Maintenant c’est à l’État français de donner les moyens à la Corse de réaliser ces plans. Et pour ça, la réunion à Paris en septembre entre les élus corses et le ministre de l’Intérieur Gérald Darmanin doit traiter de ces financements. Car aujourd’hui, sur l'eau en Corse il n’y a pas un rattrapage historique à faire mais un rattrapage climatique d'un milliard d'euros sur 20 à 30 ans dans tous les domaines de gestion de l’eau.
- Le Plan Acqua Nostra 2050 a permis de limiter les dégâts, notamment pour l’irrigation en Plaine orientale. Que deviennent les autoroutes de l’eau ?
- Certaines choses ont déjà été faites comme le surpresseur à Tagliu-Isulacciu, les canalisations élargies à Casamozza et dans le Fiumorbu grâce à des financements que nous avons récupéré du PEI (Programme Exceptionnel d’Investissement) et qui n’étaient pourtant pas destinés à l’hydraulique. Pour le reste, c’est en cours mais je pense qu’il faut accélérer et pour cela, il faut des financements.
- Que devient le plan avec votre successeur qui s’était engagé à le poursuivre ?
- Si je lis bien ses déclarations, il le poursuit. Et c’est tant mieux. Mais aujourd’hui, l’important est de savoir si la Collectivité de Corse a les capacités d’aller négocier les financements nécessaires pour pouvoir le mettre en place.
- Vous aviez prévu des retenues collinaires. Pourquoi rien n’a été fait sur ce sujet en 7 ans ?
- Quels que soient les projets, et notamment concernant les retenues collinaires, cela prend du temps. On ne peut pas tout réaliser en trois jours. Ici on parle plutôt d’une dizaine d'années. Il y a des procédures très lourdes à respecter comme les études en génie civil et celles de l’impact environnemental de tels projets. Mais de telles retenues existent déjà plus ou moins. Nous parlons chaque fois de barrages, mais certaines infrastructures sont plutôt des retenues comme le “barrage” de l’Alisgiani.
Le plan Acqua Nostra doit trouver 40 millions de m³ d’eau supplémentaire à stocker d’ici à 2050 car la population va augmenter et les besoins également. Notamment ceux de l’agriculture qui devraient croître de 40 % pour atteindre une consommation de 70 millions de m³. Le plan Acqua Nostra le prévoit.
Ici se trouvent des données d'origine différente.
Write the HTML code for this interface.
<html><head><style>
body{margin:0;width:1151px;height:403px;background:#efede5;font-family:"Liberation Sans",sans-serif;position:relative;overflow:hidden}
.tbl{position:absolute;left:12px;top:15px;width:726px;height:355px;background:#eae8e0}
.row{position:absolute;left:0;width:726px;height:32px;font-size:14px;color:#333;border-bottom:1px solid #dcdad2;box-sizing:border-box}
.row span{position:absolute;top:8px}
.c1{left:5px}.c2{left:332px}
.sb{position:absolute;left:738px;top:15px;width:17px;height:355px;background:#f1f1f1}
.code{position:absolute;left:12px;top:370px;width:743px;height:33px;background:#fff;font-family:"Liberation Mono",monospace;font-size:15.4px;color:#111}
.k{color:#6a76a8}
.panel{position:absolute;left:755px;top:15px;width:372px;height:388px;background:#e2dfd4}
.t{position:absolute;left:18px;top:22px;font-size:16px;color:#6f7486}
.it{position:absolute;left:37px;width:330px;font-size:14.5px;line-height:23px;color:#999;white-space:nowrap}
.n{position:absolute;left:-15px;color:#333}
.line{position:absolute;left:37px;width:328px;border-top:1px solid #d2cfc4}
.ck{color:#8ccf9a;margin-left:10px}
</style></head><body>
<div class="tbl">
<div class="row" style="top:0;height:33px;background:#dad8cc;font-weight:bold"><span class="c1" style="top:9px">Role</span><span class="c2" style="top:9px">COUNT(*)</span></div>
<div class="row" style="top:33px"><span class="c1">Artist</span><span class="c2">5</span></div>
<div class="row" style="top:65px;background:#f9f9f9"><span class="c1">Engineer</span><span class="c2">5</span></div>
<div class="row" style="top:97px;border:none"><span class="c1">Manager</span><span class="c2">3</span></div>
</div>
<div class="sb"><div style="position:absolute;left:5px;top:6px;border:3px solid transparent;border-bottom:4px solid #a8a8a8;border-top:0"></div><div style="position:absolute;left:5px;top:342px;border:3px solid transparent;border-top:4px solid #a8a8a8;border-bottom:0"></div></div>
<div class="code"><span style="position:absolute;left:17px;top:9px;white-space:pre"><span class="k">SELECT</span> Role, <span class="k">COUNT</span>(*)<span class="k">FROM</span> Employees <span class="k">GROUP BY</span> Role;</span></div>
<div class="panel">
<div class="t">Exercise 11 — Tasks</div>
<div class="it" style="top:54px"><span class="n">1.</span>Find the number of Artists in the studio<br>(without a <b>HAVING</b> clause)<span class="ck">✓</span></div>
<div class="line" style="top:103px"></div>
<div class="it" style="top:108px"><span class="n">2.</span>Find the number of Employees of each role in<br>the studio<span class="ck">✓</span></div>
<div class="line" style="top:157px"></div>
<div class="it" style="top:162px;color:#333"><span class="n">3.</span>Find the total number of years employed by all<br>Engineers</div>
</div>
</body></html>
- On parle de faire des retenues d’eau avec des bâches, comme sur le continent. Installations d’ailleurs assez controversées. Est-ce une option en Corse selon vous ?
- Il faudrait vraiment regarder au cas par cas. Mais le vrai problème c’est qu’aujourd’hui, on ne peut plus appréhender la ressource en eau comme il y a 50 ans.
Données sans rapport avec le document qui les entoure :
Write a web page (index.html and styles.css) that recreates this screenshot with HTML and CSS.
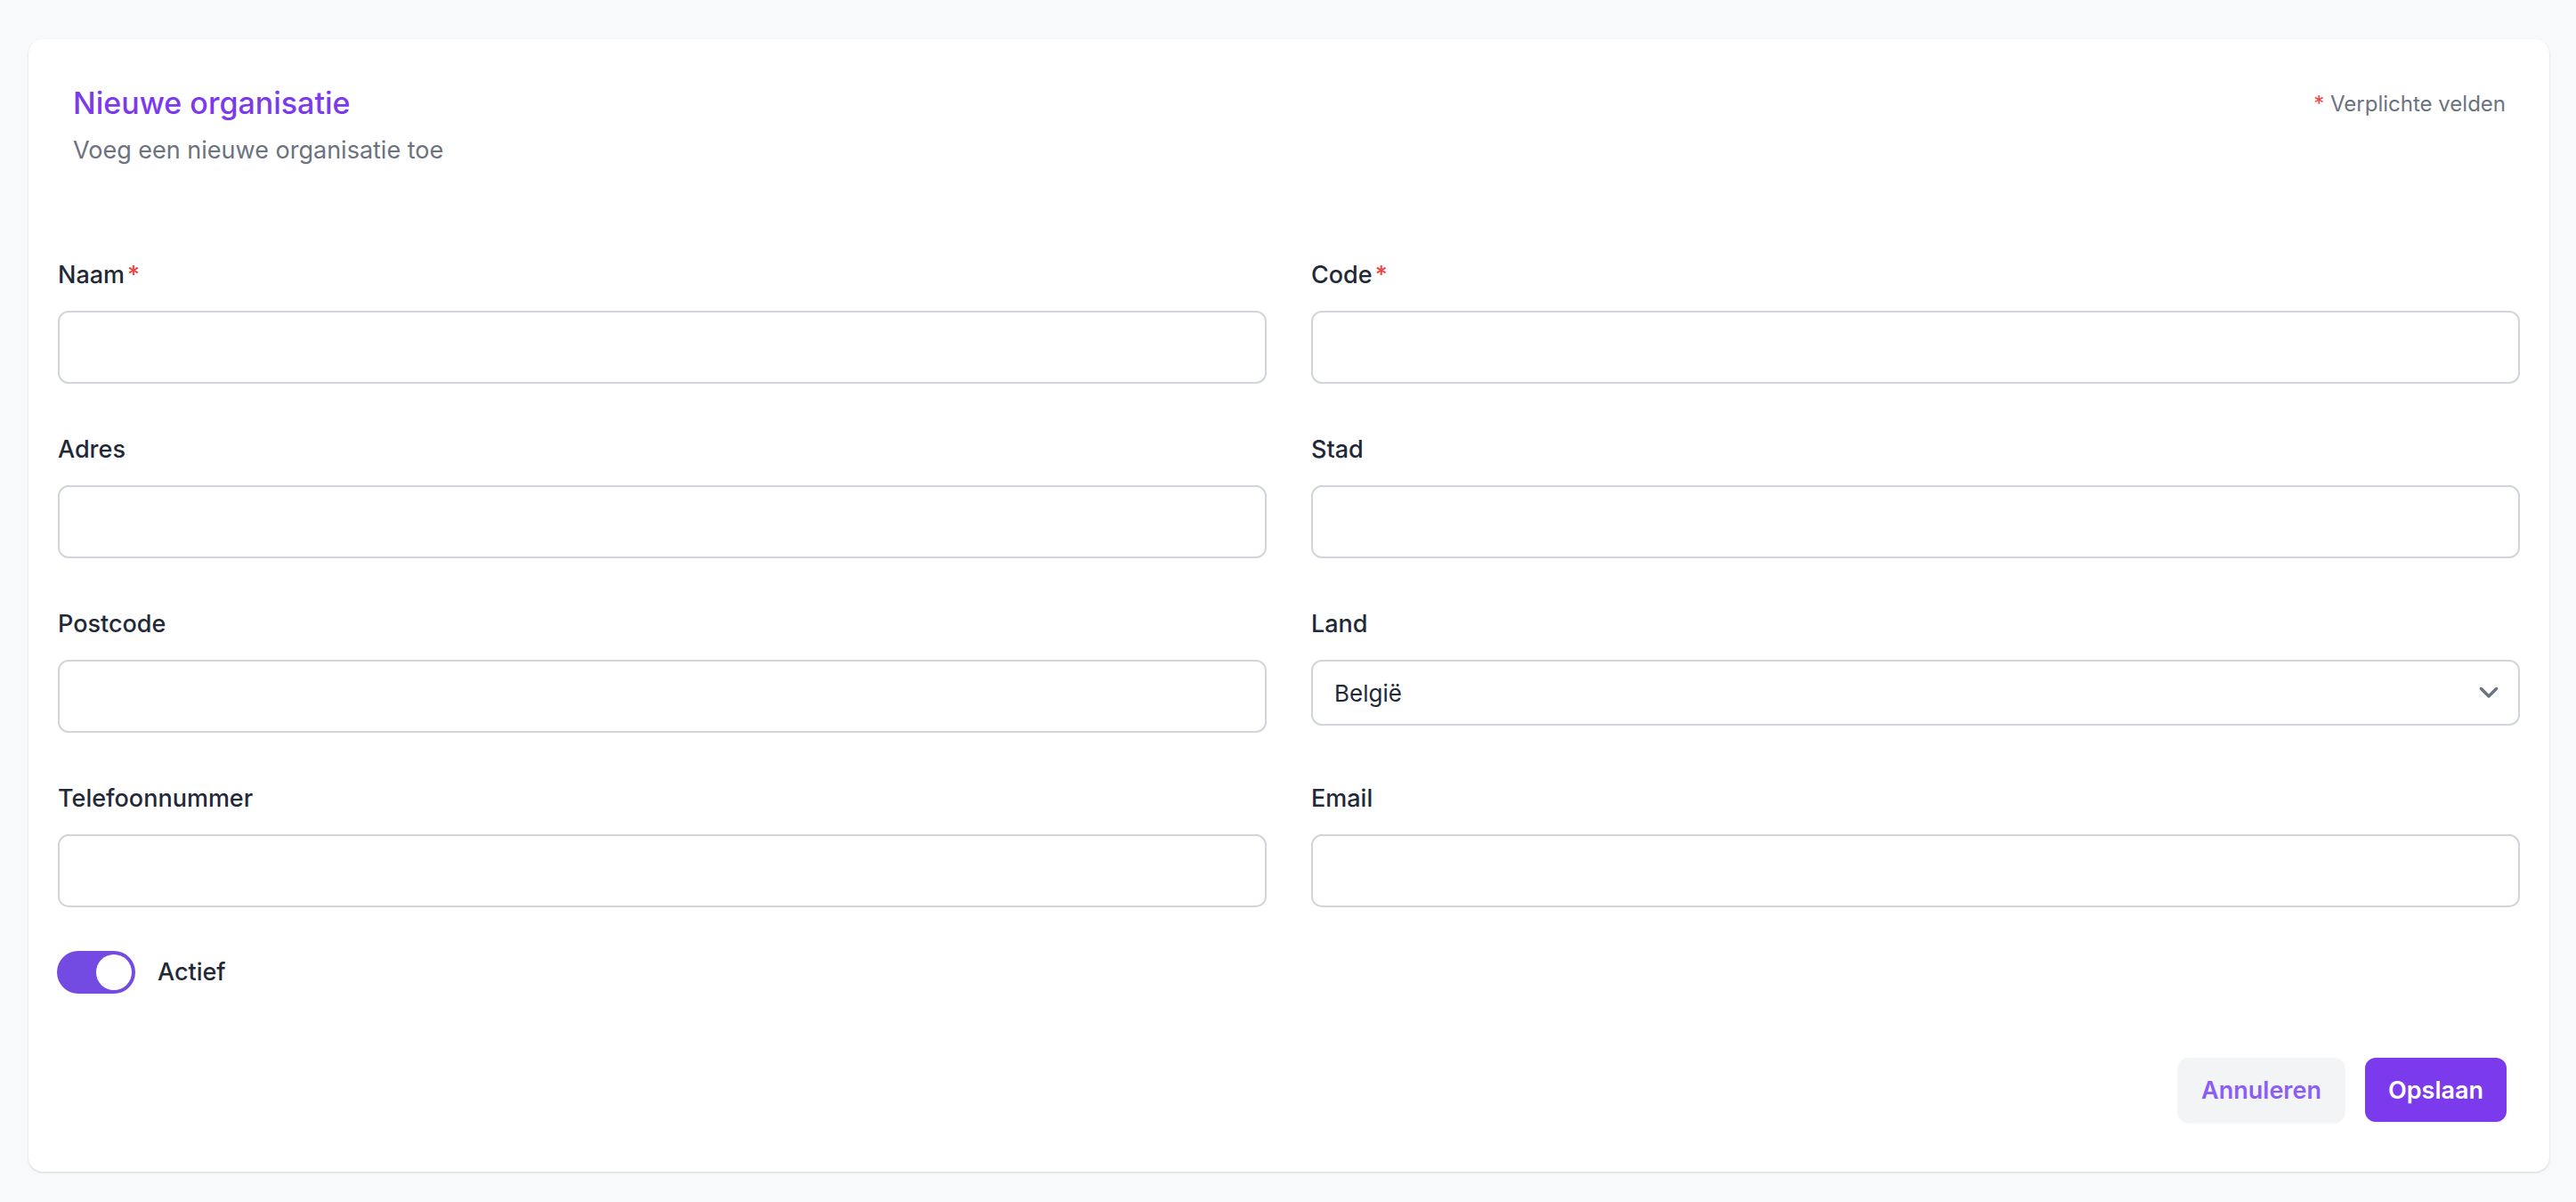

- Justement, quand vous étiez à la tête de l’OEHC, vous avez beaucoup insisté sur les changements de mentalité et de comportement, que ce soit ceux des usagers comme ceux des agriculteurs. Là aussi, le travail reste à faire ?
- Oui toujours mais je pense qu’il y a eu une véritable prise de conscience. Pourtant, quand je parlais du changement climatique il y a six ans, les gens le voyaient comme un danger virtuel. Et pourtant, aujourd’hui il est bien là. Mais depuis, les filières agricoles s’entendent entre elles sur la gestion de l’eau, on avance sur les techniques d’irrigation et on utilise de plus en plus des espèces végétales moins gourmandes en eau.
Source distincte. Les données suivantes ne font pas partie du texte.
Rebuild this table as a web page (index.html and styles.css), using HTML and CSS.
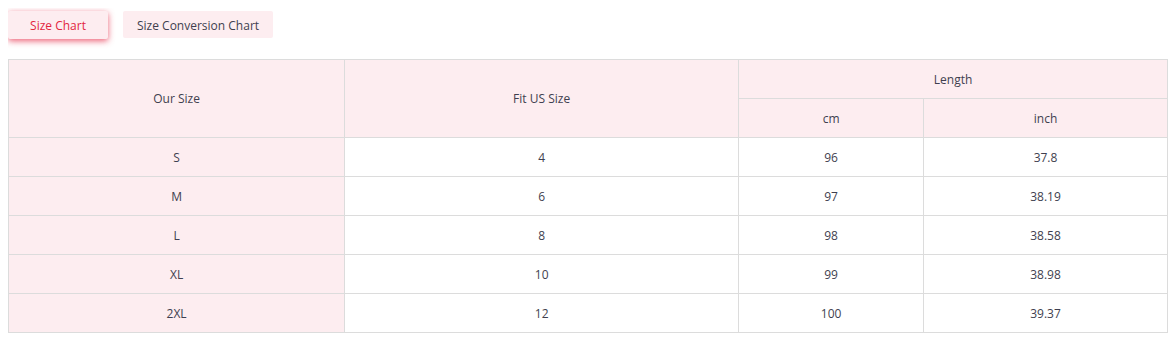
FILE: index.html
```html
<!DOCTYPE html>
<html lang="en">
<head>
<meta charset="utf-8">
<title>Size Chart</title>
<link rel="stylesheet" href="styles.css">
</head>
<body>
<div class="tabs">
  <button class="tab tab-active">Size Chart</button>
  <button class="tab">Size Conversion Chart</button>
</div>
<table class="chart">
  <colgroup>
    <col class="c1"><col class="c2"><col class="c3"><col class="c4">
  </colgroup>
  <thead>
    <tr>
      <th rowspan="2" class="pink">Our Size</th>
      <th rowspan="2" class="pink">Fit US Size</th>
      <th colspan="2" class="pink">Length</th>
    </tr>
    <tr>
      <th class="pink">cm</th>
      <th class="pink">inch</th>
    </tr>
  </thead>
  <tbody>
    <tr><td class="pink">S</td><td>4</td><td>96</td><td>37.8</td></tr>
    <tr><td class="pink">M</td><td>6</td><td>97</td><td>38.19</td></tr>
    <tr><td class="pink">L</td><td>8</td><td>98</td><td>38.58</td></tr>
    <tr><td class="pink">XL</td><td>10</td><td>99</td><td>38.98</td></tr>
    <tr><td class="pink">2XL</td><td>12</td><td>100</td><td>39.37</td></tr>
  </tbody>
</table>
</body>
</html>
```
FILE: styles.css
```css
body {
  margin: 8px;
  font-family: "Open Sans", "Liberation Sans", sans-serif;
  font-size: 12px;
  color: #3f3f4f;
  background: #fff;
}
.tabs {
  display: flex;
  gap: 15px;
  margin-top: 3px;
  margin-bottom: 20px;
}
.tab {
  font-family: inherit;
  font-size: 12px;
  color: #3f3f4f;
  background: #fdedf0;
  border: none;
  border-radius: 2px;
  height: 27px;
  padding: 1px 14px 0;
  min-width: 100px;
  cursor: pointer;
}
.tab-active {
  color: #e3263f;
  height: 28px;
  box-shadow: 0 2px 6px rgba(228, 30, 60, 0.7);
}
.chart {
  width: 100%;
  border-collapse: collapse;
  table-layout: fixed;
}
.c1 { width: 29%; }
.c2 { width: 34%; }
.c3 { width: 15.95%; }
.c4 { width: 21.05%; }
.chart th,
.chart td {
  border: 1px solid #dcdcdc;
  height: 37px;
  padding: 1px 0 0;
  text-align: center;
  vertical-align: middle;
  font-weight: normal;
  line-height: 18px;
}
.pink {
  background: #fdedf0;
}
```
Pour moi, il faut une volonté politique très forte pour négocier, je le répète, avec Paris pour installer un nouveau rapport à l’eau en Corse. Il faut changer sa manière d’utiliser l’eau et aller vers une gestion raisonnée.
- On cite l’exemple de la Sardaigne qui, sans eau, en stocke beaucoup plus. Pourquoi la Corse s’avère-t-elle incapable de le faire ?
- Attention, la Sardaigne a une plus grande superficie et plus de population. De notre côté, je pense que la Corse n’a pas réfléchi au stockage de l’eau et nous avons pris du retard. C’est pourtant le chantier le plus important de ce 21e siècle. Le plan Acqua Nostra 2050 agit comme une rupture entre la préhistoire de la gestion de l’eau en Corse, bien représentée par la SOMIVAC, et celle de demain. Il nous fallait une feuille de route et maintenant nous l’avons avec ce plan mais aussi avec le SDAGE, le plan de bassin voté en 2018, les PTGE (Projet de Territoire pour la Gestion de l’Eau) à finaliser.
- Le problème reste le financement du Plan Acqua Nostra 2050 qui était chiffré à 600 millions d’euros, mais tout dépend aussi de l’Agence de l’eau Rhône-Alpes qui a d’autres urgences que la Corse. Comment obtenir ces financements ?
- L’urgence oblige l’État à un plan d’investissement d’ampleur en Corse. Il faut aussi rappeler que l’Agence de l’eau gère uniquement le financement de tout ce qui touche à l’eau potable. Pas à tous les domaines de l’hydraulique. Mais pour moi, l’urgence est la création d’une agence de l’eau corse, à l’image d’un ministère ou d’un office qui gèrerait toute la ressource sur l’île. L’office hydraulique doit tendre à devenir cet Office de l’eau corse dont la gouvernance est dévolue à l’Assemblée de Corse. Nos institutions ont besoin d’évolutions dans ce sens là également. L’eau corse doit être gérée par des corses pour les corses.
- L’autonomie hydraulique que vous avez défendue est-elle vraiment réalisable ?
- Oui totalement et de toute manière nous sommes obligés. Dans le préambule du plan, il y a une phrase de Riccardo Petrella que j’ai apprise par cœur : “L'homme et la société n'ont plus de liberté de choix, d'orientation ; le seul choix qui leur reste est de s'adapter ou de périr”. Elle donne le ton et la direction du plan. Je pense réellement qu’Acqua Nostra 2050 est l’un des rares exemples concrets d’une stratégie au service de la construction de la nation corse moderne.